Too Much Katherine

Established 1979

Name:
Location: United States

Wednesday, April 25, 2007

Vaycay!

Tomorrow’s my last day of work for ten whole days, and I am really excited about my vacation. What, in particular, am I excited about regarding my vacation, you ask? Well I’ll tell you.

I am tooootally psyched about

• Gardening!
• Taking some pictures with Meg’s camera
• Visiting my mom in DC for a night
• Visiting my sister in Charlottesville for a coupla nights
• Shopping for clothes, a bike helmet, a bike lock
• Writing a couple of short pieces on neat artists and makers for RM, and making a little extra cash-money

And then there were the bigger things. Like, taking 400 Words in hand. I have wanted some time to do some blogwhoring. To look into grants, for that matter. I think my project is grantable. I think it could be. And…I wanted to distill my thesis back down to regular-paper length and send it to some journals. In case I, you know, ever want to go to school again. So researching what journals I could send to, and how.
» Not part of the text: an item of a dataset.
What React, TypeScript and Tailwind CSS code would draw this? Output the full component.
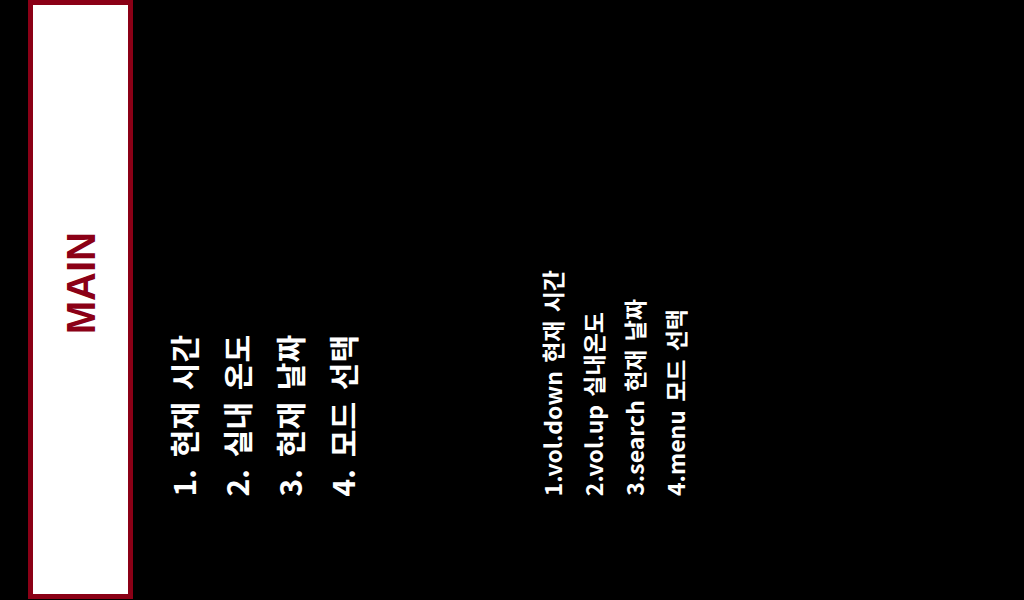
import React from "react";

const menuItems = ["1. 현재 시간", "2. 실내 온도", "3. 현재 날짜", "4. 모드 선택"];
const keyItems = [
  "1.vol.down 현재 시간",
  "2.vol.up 실내온도",
  "3.search 현재 날짜",
  "4.menu 모드 선택",
];

const vertical =
  "[writing-mode:vertical-rl] [text-orientation:sideways] rotate-180 whitespace-nowrap";

export default function App() {
  return (
    <div className="flex h-[600px] w-[1024px] bg-black overflow-hidden font-['Noto_Sans_CJK_KR',sans-serif]">
      <div className="ml-[28px] flex h-[599px] w-[105px] items-center justify-center border-[5px] border-[#8b0016] bg-white pb-[32px]">
        <span
          className={`${vertical} font-['Liberation_Sans',Arial,sans-serif] text-[40px] font-bold leading-none text-[#8b0016]`}
        >
          MAIN
        </span>
      </div>

      <div className="ml-[24px] flex h-[600px] items-end pb-[104px]">
        {menuItems.map((item) => (
          <span
            key={item}
            className={`${vertical} text-[30px] font-bold leading-[53px] text-white [word-spacing:5px]`}
          >
            {item}
          </span>
        ))}
      </div>

      <div className="ml-[163px] flex h-[600px] items-end pb-[104px]">
        {keyItems.map((item) => (
          <span
            key={item}
            className={`${vertical} text-[23px] font-bold leading-[41px] text-white [word-spacing:3px]`}
          >
            {item}
          </span>
        ))}
      </div>
    </div>
  );
}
And I wanted to do some writing of my own. And make a pitch to The Believer that I’ve been wanting to make for over a year now. Digging back into that stuff. A-and thinking about jobs. This one. Other ones. Maybe changing. Where the project fits into that. What I’m, like, trying to do overall.

“That’s way more than you can do in a week,” my mother said last week on the phone, as I was excitedly describing my plans for this vacation. She is right.

Well, at least the weather ought to be very nice. And I’m looking forward to a break from NY’s endless pavements, looking forward to new green leaves. It’s a really good time of year for Virginia.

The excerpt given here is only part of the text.